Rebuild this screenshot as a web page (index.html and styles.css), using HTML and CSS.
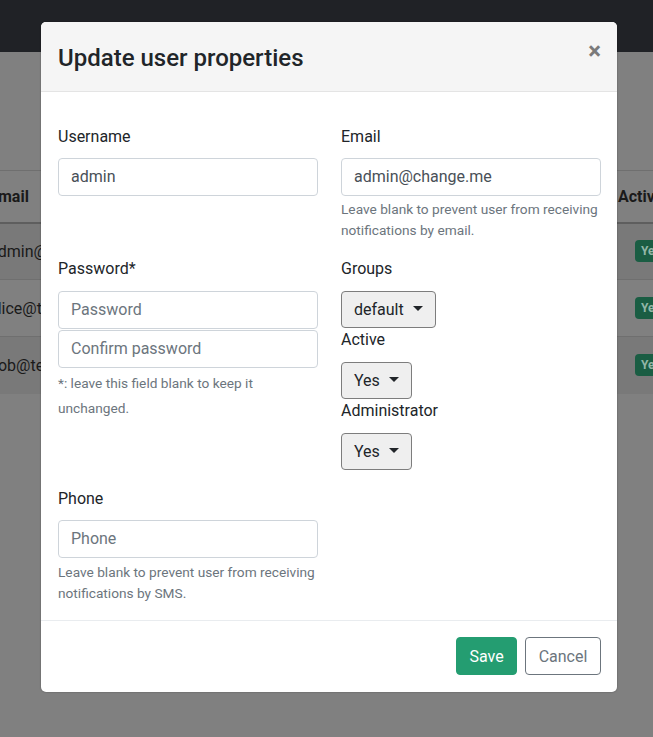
FILE: index.html
```html
<!DOCTYPE html>
<html>
<head>
<meta charset="utf-8">
<link rel="stylesheet" href="styles.css">
</head>
<body>
<div class="page">
  <div class="navbar"></div>
  <div class="content">
    <table class="users">
      <thead>
        <tr><th class="c-email">Email</th><th class="c-active">Active</th></tr>
      </thead>
      <tbody>
        <tr class="odd"><td class="c-email">admin@change.me</td><td class="c-active"><span class="badge">Yes</span></td></tr>
        <tr><td class="c-email">alice@test.com</td><td class="c-active"><span class="badge">Yes</span></td></tr>
        <tr class="odd"><td class="c-email">bob@test.com</td><td class="c-active"><span class="badge">Yes</span></td></tr>
      </tbody>
    </table>
  </div>
</div>

<div class="modal">
  <div class="modal-header">
    <h5 class="modal-title">Update user properties</h5>
    <span class="close">×</span>
  </div>
  <div class="modal-body">
    <div class="grid">
      <div class="group">
        <label class="label">Username</label>
        <div class="input value">admin</div>
      </div>
      <div class="group">
        <label class="label">Email</label>
        <div class="input value">admin@change.me</div>
        <div class="help">Leave blank to prevent user from receiving notifications by email.</div>
      </div>
      <div class="group">
        <label class="label label-pw">Password*</label>
        <div class="input placeholder">Password</div>
        <div class="input placeholder second">Confirm password</div>
        <div class="help help-pw">*: leave this field blank to keep it unchanged.</div>
      </div>
      <div class="group">
        <label class="label label-dd">Groups</label>
        <div class="dd">default<span class="caret"></span></div>
        <label class="label label-dd">Active</label>
        <div class="dd">Yes<span class="caret"></span></div>
        <label class="label label-dd">Administrator</label>
        <div class="dd">Yes<span class="caret"></span></div>
      </div>
      <div class="group group-phone">
        <label class="label">Phone</label>
        <div class="input placeholder">Phone</div>
        <div class="help help-phone">Leave blank to prevent user from receiving notifications by SMS.</div>
      </div>
    </div>
  </div>
  <div class="modal-footer">
    <button class="btn btn-save">Save</button>
    <button class="btn btn-cancel">Cancel</button>
  </div>
</div>
</body>
</html>
```
FILE: styles.css
```css
* { box-sizing: border-box; }
html, body { margin: 0; padding: 0; }
body {
  font-family: Roboto, "Liberation Sans", sans-serif;
  background: #808080;
  color: #212529;
  width: 653px;
  height: 737px;
  overflow: hidden;
  position: relative;
}
.page { width: 653px; overflow: hidden; }
.navbar { height: 52px; background: #202226; }
.content { padding-top: 118px; }
.users {
  border-collapse: collapse;
  table-layout: fixed;
  width: 720px;
  margin-left: -19px;
  font-size: 16px;
  color: #1a1a1a;
}
.users th, .users td {
  padding: 0 8px;
  text-align: left;
  border-top: 1px solid #6f6f6f;
  white-space: nowrap;
  overflow: hidden;
}
.users th { height: 52px; font-weight: 700; border-bottom: 2px solid #5e5e5e; }
.users td { height: 57px; }
.users tr.odd td { background: #797979; }
.c-email { width: 629px; }
.c-active { width: 91px; }
.badge {
  display: inline-block;
  margin-left: 17px;
  background: #1a5d43;
  color: #93b6a7;
  font-size: 12px;
  font-weight: 700;
  padding: 4px 6px;
  border-radius: 4px;
}

.modal {
  position: absolute;
  left: 41px;
  top: 22px;
  width: 576px;
  background: #fff;
  border-radius: 5px;
  overflow: hidden;
  box-shadow: 0 0 2px rgba(0,0,0,.35);
}
.modal-header {
  background: #f5f5f5;
  border-bottom: 1px solid #e4e4e4;
  padding: 22px 17px 18px;
  display: flex;
  justify-content: space-between;
  align-items: center;
}
.modal-title {
  margin: 0;
  font-size: 24px;
  line-height: 29px;
  font-weight: 500;
  color: #212529;
}
.close {
  font-size: 24px;
  font-weight: 700;
  color: #7a7a7a;
  line-height: 1;
  margin-right: -1px;
  margin-top: -15px;
}
.modal-body { padding: 33px 16px 16px 17px; }
.grid {
  display: grid;
  grid-template-columns: 260px 260px;
  column-gap: 23px;
  row-gap: 16px;
}
.group { display: flex; flex-direction: column; align-items: flex-start; }
.group-phone { margin-top: 1px; }
.label {
  font-size: 16px;
  line-height: 24px;
  margin-bottom: 9px;
  color: #212529;
}
.label-pw { margin-bottom: 10px; }
.label-dd { margin-bottom: 10px; }
.input {
  width: 260px;
  height: 38px;
  border: 1px solid #ced4da;
  border-radius: 4px;
  padding: 0 12px;
  font-size: 16px;
  line-height: 36px;
}
.input.value { color: #495057; }
.input.placeholder { color: #6c757d; }
.input.second { margin-top: 1px; }
.help {
  margin-top: 3px;
  font-size: 13.7px;
  line-height: 21px;
  color: #6c757d;
}
.help-pw { line-height: 25px; }
.help-phone { margin-top: 4px; line-height: 21px; }
.dd {
  height: 37px;
  display: flex;
  align-items: center;
  padding: 0 12px;
  background: #efefef;
  border: 1px solid #7d7d7d;
  border-radius: 4px;
  font-size: 16px;
  color: #212529;
}
.caret {
  display: inline-block;
  width: 0;
  height: 0;
  margin-left: 9px;
  border-top: 5px solid #212529;
  border-left: 5px solid transparent;
  border-right: 5px solid transparent;
  margin-top: -2px;
}
.modal-footer {
  border-top: 1px solid #e9ecef;
  padding: 16px 16px 17px;
  display: flex;
  justify-content: flex-end;
  gap: 8px;
}
.btn {
  font-family: inherit;
  font-size: 16px;
  height: 38px;
  padding: 0 12px;
  border-radius: 4px;
  cursor: pointer;
}
.btn-save {
  background: #249d71;
  border: 1px solid #249d71;
  color: #fff;
  width: 61px;
}
.btn-cancel {
  background: #fff;
  border: 1px solid #6c757d;
  color: #6c757d;
  width: 76px;
}
```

——————

- [Requirements]
Without including any pictures, print all of the material exactly as given.

- [Answer to this exercise]
Rebuild this screenshot as a web page (index.html and styles.css), using HTML and CSS.
FILE: index.html
```html
<!DOCTYPE html>
<html>
<head>
<meta charset="utf-8">
<link rel="stylesheet" href="styles.css">
</head>
<body>
<div class="page">
  <div class="navbar"></div>
  <div class="content">
    <table class="users">
      <thead>
        <tr><th class="c-email">Email</th><th class="c-active">Active</th></tr>
      </thead>
      <tbody>
        <tr class="odd"><td class="c-email">admin@change.me</td><td class="c-active"><span class="badge">Yes</span></td></tr>
        <tr><td class="c-email">alice@test.com</td><td class="c-active"><span class="badge">Yes</span></td></tr>
        <tr class="odd"><td class="c-email">bob@test.com</td><td class="c-active"><span class="badge">Yes</span></td></tr>
      </tbody>
    </table>
  </div>
</div>

<div class="modal">
  <div class="modal-header">
    <h5 class="modal-title">Update user properties</h5>
    <span class="close">×</span>
  </div>
  <div class="modal-body">
    <div class="grid">
      <div class="group">
        <label class="label">Username</label>
        <div class="input value">admin</div>
      </div>
      <div class="group">
        <label class="label">Email</label>
        <div class="input value">admin@change.me</div>
        <div class="help">Leave blank to prevent user from receiving notifications by email.</div>
      </div>
      <div class="group">
        <label class="label label-pw">Password*</label>
        <div class="input placeholder">Password</div>
        <div class="input placeholder second">Confirm password</div>
        <div class="help help-pw">*: leave this field blank to keep it unchanged.</div>
      </div>
      <div class="group">
        <label class="label label-dd">Groups</label>
        <div class="dd">default<span class="caret"></span></div>
        <label class="label label-dd">Active</label>
        <div class="dd">Yes<span class="caret"></span></div>
        <label class="label label-dd">Administrator</label>
        <div class="dd">Yes<span class="caret"></span></div>
      </div>
      <div class="group group-phone">
        <label class="label">Phone</label>
        <div class="input placeholder">Phone</div>
        <div class="help help-phone">Leave blank to prevent user from receiving notifications by SMS.</div>
      </div>
    </div>
  </div>
  <div class="modal-footer">
    <button class="btn btn-save">Save</button>
    <button class="btn btn-cancel">Cancel</button>
  </div>
</div>
</body>
</html>
```
FILE: styles.css
```css
* { box-sizing: border-box; }
html, body { margin: 0; padding: 0; }
body {
  font-family: Roboto, "Liberation Sans", sans-serif;
  background: #808080;
  color: #212529;
  width: 653px;
  height: 737px;
  overflow: hidden;
  position: relative;
}
.page { width: 653px; overflow: hidden; }
.navbar { height: 52px; background: #202226; }
.content { padding-top: 118px; }
.users {
  border-collapse: collapse;
  table-layout: fixed;
  width: 720px;
  margin-left: -19px;
  font-size: 16px;
  color: #1a1a1a;
}
.users th, .users td {
  padding: 0 8px;
  text-align: left;
  border-top: 1px solid #6f6f6f;
  white-space: nowrap;
  overflow: hidden;
}
.users th { height: 52px; font-weight: 700; border-bottom: 2px solid #5e5e5e; }
.users td { height: 57px; }
.users tr.odd td { background: #797979; }
.c-email { width: 629px; }
.c-active { width: 91px; }
.badge {
  display: inline-block;
  margin-left: 17px;
  background: #1a5d43;
  color: #93b6a7;
  font-size: 12px;
  font-weight: 700;
  padding: 4px 6px;
  border-radius: 4px;
}

.modal {
  position: absolute;
  left: 41px;
  top: 22px;
  width: 576px;
  background: #fff;
  border-radius: 5px;
  overflow: hidden;
  box-shadow: 0 0 2px rgba(0,0,0,.35);
}
.modal-header {
  background: #f5f5f5;
  border-bottom: 1px solid #e4e4e4;
  padding: 22px 17px 18px;
  display: flex;
  justify-content: space-between;
  align-items: center;
}
.modal-title {
  margin: 0;
  font-size: 24px;
  line-height: 29px;
  font-weight: 500;
  color: #212529;
}
.close {
  font-size: 24px;
  font-weight: 700;
  color: #7a7a7a;
  line-height: 1;
  margin-right: -1px;
  margin-top: -15px;
}
.modal-body { padding: 33px 16px 16px 17px; }
.grid {
  display: grid;
  grid-template-columns: 260px 260px;
  column-gap: 23px;
  row-gap: 16px;
}
.group { display: flex; flex-direction: column; align-items: flex-start; }
.group-phone { margin-top: 1px; }
.label {
  font-size: 16px;
  line-height: 24px;
  margin-bottom: 9px;
  color: #212529;
}
.label-pw { margin-bottom: 10px; }
.label-dd { margin-bottom: 10px; }
.input {
  width: 260px;
  height: 38px;
  border: 1px solid #ced4da;
  border-radius: 4px;
  padding: 0 12px;
  font-size: 16px;
  line-height: 36px;
}
.input.value { color: #495057; }
.input.placeholder { color: #6c757d; }
.input.second { margin-top: 1px; }
.help {
  margin-top: 3px;
  font-size: 13.7px;
  line-height: 21px;
  color: #6c757d;
}
.help-pw { line-height: 25px; }
.help-phone { margin-top: 4px; line-height: 21px; }
.dd {
  height: 37px;
  display: flex;
  align-items: center;
  padding: 0 12px;
  background: #efefef;
  border: 1px solid #7d7d7d;
  border-radius: 4px;
  font-size: 16px;
  color: #212529;
}
.caret {
  display: inline-block;
  width: 0;
  height: 0;
  margin-left: 9px;
  border-top: 5px solid #212529;
  border-left: 5px solid transparent;
  border-right: 5px solid transparent;
  margin-top: -2px;
}
.modal-footer {
  border-top: 1px solid #e9ecef;
  padding: 16px 16px 17px;
  display: flex;
  justify-content: flex-end;
  gap: 8px;
}
.btn {
  font-family: inherit;
  font-size: 16px;
  height: 38px;
  padding: 0 12px;
  border-radius: 4px;
  cursor: pointer;
}
.btn-save {
  background: #249d71;
  border: 1px solid #249d71;
  color: #fff;
  width: 61px;
}
.btn-cancel {
  background: #fff;
  border: 1px solid #6c757d;
  color: #6c757d;
  width: 76px;
}
```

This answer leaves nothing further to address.